The solace for me, as I grieve the losses of those close and those who I didn’t know but who meant something to you, is knowing, with all my heart, that God loves us so much that God finds a way for each of our loved ones to be with God, no matter what they have done in their life. God loves them and welcomes them into the protective shelter of God’s love. And, a part of them remains within us. We are who we are because of their influence in our lives, and so they will continue to live on through us. Our hearts will be filled with gratitude for their presence in our life.
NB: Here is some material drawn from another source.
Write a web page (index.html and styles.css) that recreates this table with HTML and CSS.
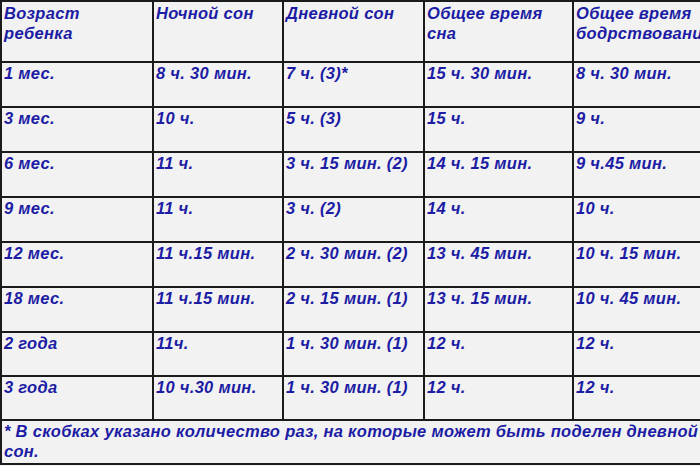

“Tell me about your losses,” says Jesus to the grieving disciples. “Tell me about your losses,” says Jesus to each one of us. God’s love for us is so strong that God is willing to take on our grief, our feelings of loss and anger and resentment and fear. Jesus tells us, “Let’s have an open and honest conversation about what you need from me. Come to me, I will listen and I will reveal myself to you, just as I did with the disciples long ago, when they stopped to break bread together with me. Through God’s Holy Spirit, you will know, that I love you and that I am with you always.”